TASK REQUIREMENTS:
Return the material exactly as supplied, apart from the pictures, which are omitted.

DATA BLOCK:
--

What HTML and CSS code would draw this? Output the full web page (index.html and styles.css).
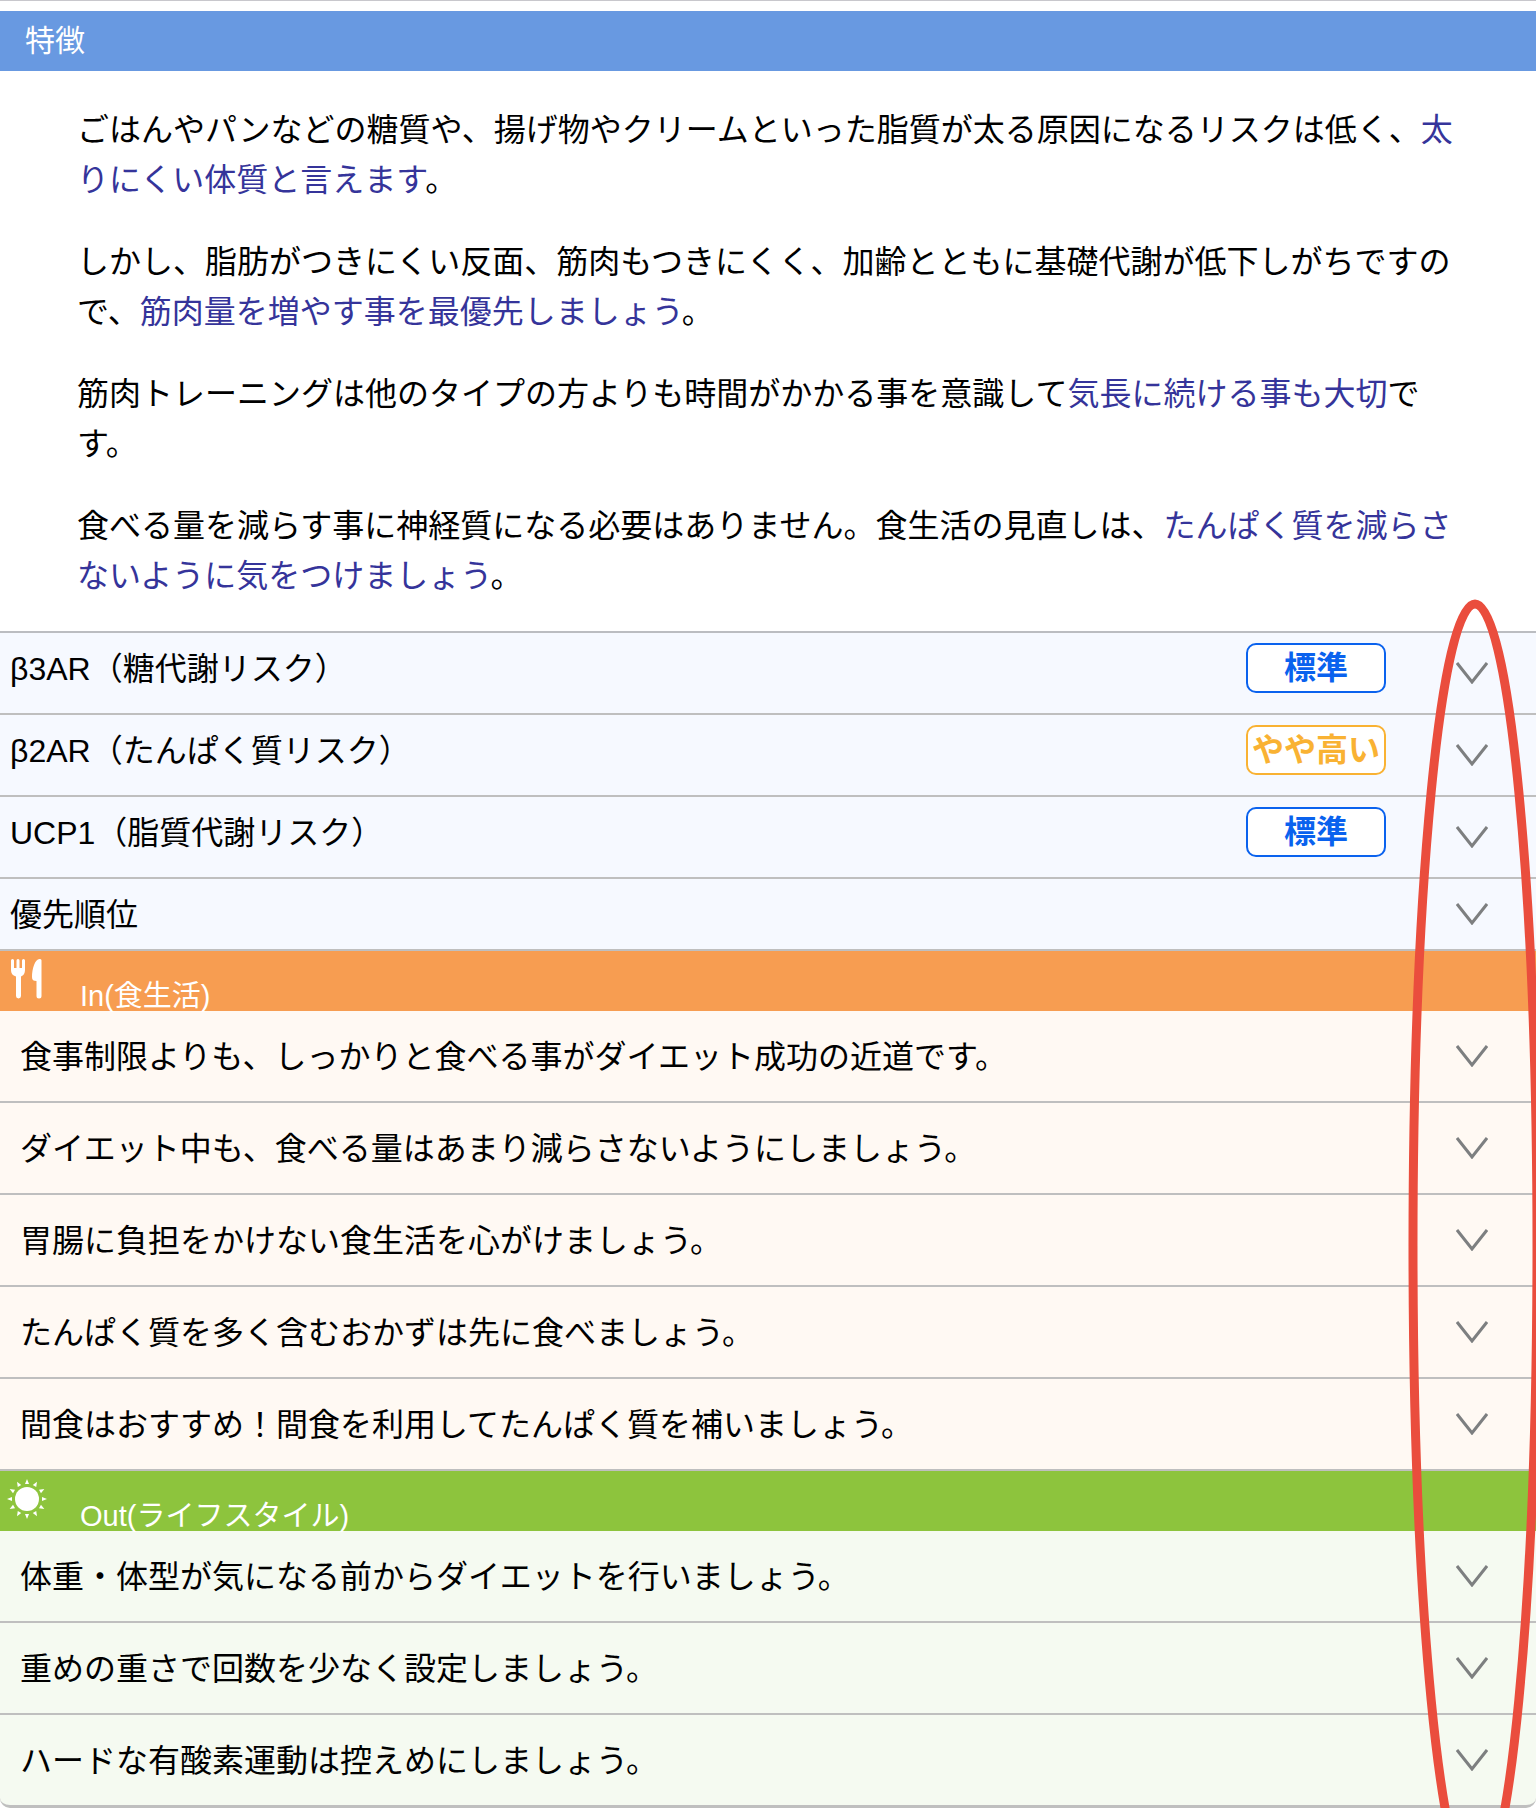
FILE: index.html
```html
<!DOCTYPE html>
<html lang="ja">
<head>
    <meta charset="UTF-8">
    <title>特徴</title>
    <link rel="stylesheet" href="styles.css">
</head>
<body>
    <svg class="defs" width="0" height="0">
        <symbol id="arrow" viewBox="0 0 32 22">
            <path d="M1 1 L16 20 L31 1" fill="none" stroke="#7d7f80" stroke-width="3"/>
        </symbol>
    </svg>

    <div class="container">
        <h2 class="heading heading-feature">特徴</h2>

        <div class="feature">
            <p>ごはんやパンなどの糖質や、揚げ物やクリームといった脂質が太る原因になるリスクは低く、<span class="point">太りにくい体質と言えます</span>。</p>
            <p>しかし、脂肪がつきにくい反面、筋肉もつきにくく、加齢とともに基礎代謝が低下しがちですので、<span class="point">筋肉量を増やす事を最優先しましょう</span>。</p>
            <p>筋肉トレーニングは他のタイプの方よりも時間がかかる事を意識して<span class="point">気長に続ける事も大切</span>です。</p>
            <p>食べる量を減らす事に神経質になる必要はありません。食生活の見直しは、<span class="point">たんぱく質を減らさないように気をつけましょう</span>。</p>
        </div>

        <div class="list list-gene">
            <button class="row" type="button">
                <span class="label">β3AR（糖代謝リスク）</span>
                <span class="badge badge-normal">標準</span>
                <svg class="arrow"><use href="#arrow"/></svg>
            </button>
            <button class="row" type="button">
                <span class="label">β2AR（たんぱく質リスク）</span>
                <span class="badge badge-high">やや高い</span>
                <svg class="arrow"><use href="#arrow"/></svg>
            </button>
            <button class="row" type="button">
                <span class="label">UCP1（脂質代謝リスク）</span>
                <span class="badge badge-normal">標準</span>
                <svg class="arrow"><use href="#arrow"/></svg>
            </button>
            <button class="row row-short" type="button">
                <span class="label">優先順位</span>
                <svg class="arrow"><use href="#arrow"/></svg>
            </button>
        </div>

        <h2 class="heading heading-in">
            <svg class="icon" viewBox="0 0 40 40" fill="#fff">
                <path d="M4 1.500a1.500 1.500 0 0 1 3 0V9h2.500V1.500a1.500 1.500 0 0 1 3 0V9H15V1.500a1.500 1.500 0 0 1 3 0V11c0 3.500-1.500 5.500-4 6.500V37a2.500 2.500 0 0 1-5 0V17.500c-3.500-1-5-3-5-6.500z"/>
                <path d="M34.500 1.500V37a2.500 2.500 0 0 1-5 0V22c-3 0-4.500-1-4.500-4C25 10 28 0 32.500 0c1.300 0 2 .5 2 1.500z"/>
            </svg>
            <span>In(食生活)</span>
        </h2>
        <div class="list list-in">
            <button class="row" type="button"><span class="label">食事制限よりも、しっかりと食べる事がダイエット成功の近道です。</span><svg class="arrow"><use href="#arrow"/></svg></button>
            <button class="row" type="button"><span class="label">ダイエット中も、食べる量はあまり減らさないようにしましょう。</span><svg class="arrow"><use href="#arrow"/></svg></button>
            <button class="row" type="button"><span class="label">胃腸に負担をかけない食生活を心がけましょう。</span><svg class="arrow"><use href="#arrow"/></svg></button>
            <button class="row" type="button"><span class="label">たんぱく質を多く含むおかずは先に食べましょう。</span><svg class="arrow"><use href="#arrow"/></svg></button>
            <button class="row" type="button"><span class="label">間食はおすすめ！間食を利用してたんぱく質を補いましょう。</span><svg class="arrow"><use href="#arrow"/></svg></button>
        </div>

        <h2 class="heading heading-out">
            <svg class="icon" viewBox="0 0 40 40" fill="#fff">
                <defs><path id="ray" d="M18 5 L20 0 L22 5z"/></defs>
                <circle cx="20" cy="20" r="12"/>
                <use href="#ray"/>
                <use href="#ray" transform="rotate(30 20 20)"/>
                <use href="#ray" transform="rotate(60 20 20)"/>
                <use href="#ray" transform="rotate(90 20 20)"/>
                <use href="#ray" transform="rotate(120 20 20)"/>
                <use href="#ray" transform="rotate(150 20 20)"/>
                <use href="#ray" transform="rotate(180 20 20)"/>
                <use href="#ray" transform="rotate(210 20 20)"/>
                <use href="#ray" transform="rotate(240 20 20)"/>
                <use href="#ray" transform="rotate(270 20 20)"/>
                <use href="#ray" transform="rotate(300 20 20)"/>
                <use href="#ray" transform="rotate(330 20 20)"/>
            </svg>
            <span>Out(ライフスタイル)</span>
        </h2>
        <div class="list list-out">
            <button class="row" type="button"><span class="label">体重・体型が気になる前からダイエットを行いましょう。</span><svg class="arrow"><use href="#arrow"/></svg></button>
            <button class="row" type="button"><span class="label">重めの重さで回数を少なく設定しましょう。</span><svg class="arrow"><use href="#arrow"/></svg></button>
            <button class="row" type="button"><span class="label">ハードな有酸素運動は控えめにしましょう。</span><svg class="arrow"><use href="#arrow"/></svg></button>
        </div>

        <!-- 開閉ボタンを囲む赤丸 -->
        <svg class="marker" viewBox="0 0 134 1294">
            <ellipse cx="67" cy="647" rx="62" ry="642" fill="none" stroke="#ea4d3d" stroke-width="9"/>
        </svg>
    </div>
</body>
</html>
```

FILE: styles.css
```css
body {
    margin: 0;
    background-color: #fff;
    color: #000;
    font-family: "Liberation Sans", "Noto Sans CJK JP", sans-serif;
    font-size: 32px;
    line-height: 50px;
}
.defs {
    position: absolute;
}
.container {
    position: relative;
    overflow: hidden;
    border-top: 1px solid #c8c7cc;
    padding-top: 10px;
}
.heading {
    display: flex;
    box-sizing: border-box;
    height: 60px;
    margin: 0;
    color: #fff;
    font-size: 30px;
    font-weight: normal;
}
.heading-feature {
    align-items: center;
    padding: 0 25px;
    background: #6899e1;
}
.heading-in,
.heading-out {
    align-items: flex-start;
    gap: 33px;
    padding: 8px 7px 0;
    font-size: 29px;
    line-height: 74px;
}
.heading-in {
    background: #f79d51;
}
.heading-out {
    background: #8dc43d;
}
.icon {
    width: 40px;
    height: 40px;
}
.feature {
    padding: 34px 77px 30px;
}
.feature p {
    margin: 0 0 32px;
}
.feature p:last-child {
    margin-bottom: 0;
}
.point {
    color: #35349a;
}
.list-gene {
    border-top: 2px solid #bbbdc1;
    background: #f6f9ff;
}
.list-in {
    background: #fff9f3;
}
.list-out {
    background: #f5faf1;
    border-radius: 0 0 10px 10px;
}
.row {
    display: flex;
    align-items: center;
    box-sizing: border-box;
    width: 100%;
    height: 92px;
    margin: 0;
    padding: 0 48px 0 20px;
    border: none;
    border-bottom: 2px solid #bfbfbf;
    background: none;
    color: inherit;
    font: inherit;
    text-align: left;
    cursor: pointer;
}
.list-gene .row {
    height: 82px;
    padding-left: 10px;
}
.list-gene .row-short {
    height: 72px;
}
.list-out .row:last-child {
    height: 93px;
    border-bottom-width: 3px;
    border-radius: 0 0 10px 10px;
}
.label {
    flex: 1;
    padding-top: 2px;
}
.list-gene .label,
.badge {
    margin-bottom: 10px;
}
.list-gene .row-short .label {
    margin-bottom: 0;
}
.badge {
    box-sizing: border-box;
    width: 140px;
    height: 50px;
    margin-right: 70px;
    border: 2px solid;
    border-radius: 10px;
    background: #fff;
    font-weight: bold;
    line-height: 46px;
    text-align: center;
    white-space: nowrap;
}
.badge-normal {
    color: #0a62ee;
}
.badge-high {
    color: #f9b233;
}
.arrow {
    width: 32px;
    height: 22px;
}
.marker {
    position: absolute;
    top: 598px;
    right: -6px;
    width: 134px;
    height: 1294px;
    pointer-events: none;
}
```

--

FULL RESPONSE:
What HTML and CSS code would draw this? Output the full web page (index.html and styles.css).
FILE: index.html
```html
<!DOCTYPE html>
<html lang="ja">
<head>
    <meta charset="UTF-8">
    <title>特徴</title>
    <link rel="stylesheet" href="styles.css">
</head>
<body>
    <svg class="defs" width="0" height="0">
        <symbol id="arrow" viewBox="0 0 32 22">
            <path d="M1 1 L16 20 L31 1" fill="none" stroke="#7d7f80" stroke-width="3"/>
        </symbol>
    </svg>

    <div class="container">
        <h2 class="heading heading-feature">特徴</h2>

        <div class="feature">
            <p>ごはんやパンなどの糖質や、揚げ物やクリームといった脂質が太る原因になるリスクは低く、<span class="point">太りにくい体質と言えます</span>。</p>
            <p>しかし、脂肪がつきにくい反面、筋肉もつきにくく、加齢とともに基礎代謝が低下しがちですので、<span class="point">筋肉量を増やす事を最優先しましょう</span>。</p>
            <p>筋肉トレーニングは他のタイプの方よりも時間がかかる事を意識して<span class="point">気長に続ける事も大切</span>です。</p>
            <p>食べる量を減らす事に神経質になる必要はありません。食生活の見直しは、<span class="point">たんぱく質を減らさないように気をつけましょう</span>。</p>
        </div>

        <div class="list list-gene">
            <button class="row" type="button">
                <span class="label">β3AR（糖代謝リスク）</span>
                <span class="badge badge-normal">標準</span>
                <svg class="arrow"><use href="#arrow"/></svg>
            </button>
            <button class="row" type="button">
                <span class="label">β2AR（たんぱく質リスク）</span>
                <span class="badge badge-high">やや高い</span>
                <svg class="arrow"><use href="#arrow"/></svg>
            </button>
            <button class="row" type="button">
                <span class="label">UCP1（脂質代謝リスク）</span>
                <span class="badge badge-normal">標準</span>
                <svg class="arrow"><use href="#arrow"/></svg>
            </button>
            <button class="row row-short" type="button">
                <span class="label">優先順位</span>
                <svg class="arrow"><use href="#arrow"/></svg>
            </button>
        </div>

        <h2 class="heading heading-in">
            <svg class="icon" viewBox="0 0 40 40" fill="#fff">
                <path d="M4 1.500a1.500 1.500 0 0 1 3 0V9h2.500V1.500a1.500 1.500 0 0 1 3 0V9H15V1.500a1.500 1.500 0 0 1 3 0V11c0 3.500-1.500 5.500-4 6.500V37a2.500 2.500 0 0 1-5 0V17.500c-3.500-1-5-3-5-6.500z"/>
                <path d="M34.500 1.500V37a2.500 2.500 0 0 1-5 0V22c-3 0-4.500-1-4.500-4C25 10 28 0 32.500 0c1.300 0 2 .5 2 1.500z"/>
            </svg>
            <span>In(食生活)</span>
        </h2>
        <div class="list list-in">
            <button class="row" type="button"><span class="label">食事制限よりも、しっかりと食べる事がダイエット成功の近道です。</span><svg class="arrow"><use href="#arrow"/></svg></button>
            <button class="row" type="button"><span class="label">ダイエット中も、食べる量はあまり減らさないようにしましょう。</span><svg class="arrow"><use href="#arrow"/></svg></button>
            <button class="row" type="button"><span class="label">胃腸に負担をかけない食生活を心がけましょう。</span><svg class="arrow"><use href="#arrow"/></svg></button>
            <button class="row" type="button"><span class="label">たんぱく質を多く含むおかずは先に食べましょう。</span><svg class="arrow"><use href="#arrow"/></svg></button>
            <button class="row" type="button"><span class="label">間食はおすすめ！間食を利用してたんぱく質を補いましょう。</span><svg class="arrow"><use href="#arrow"/></svg></button>
        </div>

        <h2 class="heading heading-out">
            <svg class="icon" viewBox="0 0 40 40" fill="#fff">
                <defs><path id="ray" d="M18 5 L20 0 L22 5z"/></defs>
                <circle cx="20" cy="20" r="12"/>
                <use href="#ray"/>
                <use href="#ray" transform="rotate(30 20 20)"/>
                <use href="#ray" transform="rotate(60 20 20)"/>
                <use href="#ray" transform="rotate(90 20 20)"/>
                <use href="#ray" transform="rotate(120 20 20)"/>
                <use href="#ray" transform="rotate(150 20 20)"/>
                <use href="#ray" transform="rotate(180 20 20)"/>
                <use href="#ray" transform="rotate(210 20 20)"/>
                <use href="#ray" transform="rotate(240 20 20)"/>
                <use href="#ray" transform="rotate(270 20 20)"/>
                <use href="#ray" transform="rotate(300 20 20)"/>
                <use href="#ray" transform="rotate(330 20 20)"/>
            </svg>
            <span>Out(ライフスタイル)</span>
        </h2>
        <div class="list list-out">
            <button class="row" type="button"><span class="label">体重・体型が気になる前からダイエットを行いましょう。</span><svg class="arrow"><use href="#arrow"/></svg></button>
            <button class="row" type="button"><span class="label">重めの重さで回数を少なく設定しましょう。</span><svg class="arrow"><use href="#arrow"/></svg></button>
            <button class="row" type="button"><span class="label">ハードな有酸素運動は控えめにしましょう。</span><svg class="arrow"><use href="#arrow"/></svg></button>
        </div>

        <!-- 開閉ボタンを囲む赤丸 -->
        <svg class="marker" viewBox="0 0 134 1294">
            <ellipse cx="67" cy="647" rx="62" ry="642" fill="none" stroke="#ea4d3d" stroke-width="9"/>
        </svg>
    </div>
</body>
</html>
```

FILE: styles.css
```css
body {
    margin: 0;
    background-color: #fff;
    color: #000;
    font-family: "Liberation Sans", "Noto Sans CJK JP", sans-serif;
    font-size: 32px;
    line-height: 50px;
}
.defs {
    position: absolute;
}
.container {
    position: relative;
    overflow: hidden;
    border-top: 1px solid #c8c7cc;
    padding-top: 10px;
}
.heading {
    display: flex;
    box-sizing: border-box;
    height: 60px;
    margin: 0;
    color: #fff;
    font-size: 30px;
    font-weight: normal;
}
.heading-feature {
    align-items: center;
    padding: 0 25px;
    background: #6899e1;
}
.heading-in,
.heading-out {
    align-items: flex-start;
    gap: 33px;
    padding: 8px 7px 0;
    font-size: 29px;
    line-height: 74px;
}
.heading-in {
    background: #f79d51;
}
.heading-out {
    background: #8dc43d;
}
.icon {
    width: 40px;
    height: 40px;
}
.feature {
    padding: 34px 77px 30px;
}
.feature p {
    margin: 0 0 32px;
}
.feature p:last-child {
    margin-bottom: 0;
}
.point {
    color: #35349a;
}
.list-gene {
    border-top: 2px solid #bbbdc1;
    background: #f6f9ff;
}
.list-in {
    background: #fff9f3;
}
.list-out {
    background: #f5faf1;
    border-radius: 0 0 10px 10px;
}
.row {
    display: flex;
    align-items: center;
    box-sizing: border-box;
    width: 100%;
    height: 92px;
    margin: 0;
    padding: 0 48px 0 20px;
    border: none;
    border-bottom: 2px solid #bfbfbf;
    background: none;
    color: inherit;
    font: inherit;
    text-align: left;
    cursor: pointer;
}
.list-gene .row {
    height: 82px;
    padding-left: 10px;
}
.list-gene .row-short {
    height: 72px;
}
.list-out .row:last-child {
    height: 93px;
    border-bottom-width: 3px;
    border-radius: 0 0 10px 10px;
}
.label {
    flex: 1;
    padding-top: 2px;
}
.list-gene .label,
.badge {
    margin-bottom: 10px;
}
.list-gene .row-short .label {
    margin-bottom: 0;
}
.badge {
    box-sizing: border-box;
    width: 140px;
    height: 50px;
    margin-right: 70px;
    border: 2px solid;
    border-radius: 10px;
    background: #fff;
    font-weight: bold;
    line-height: 46px;
    text-align: center;
    white-space: nowrap;
}
.badge-normal {
    color: #0a62ee;
}
.badge-high {
    color: #f9b233;
}
.arrow {
    width: 32px;
    height: 22px;
}
.marker {
    position: absolute;
    top: 598px;
    right: -6px;
    width: 134px;
    height: 1294px;
    pointer-events: none;
}
```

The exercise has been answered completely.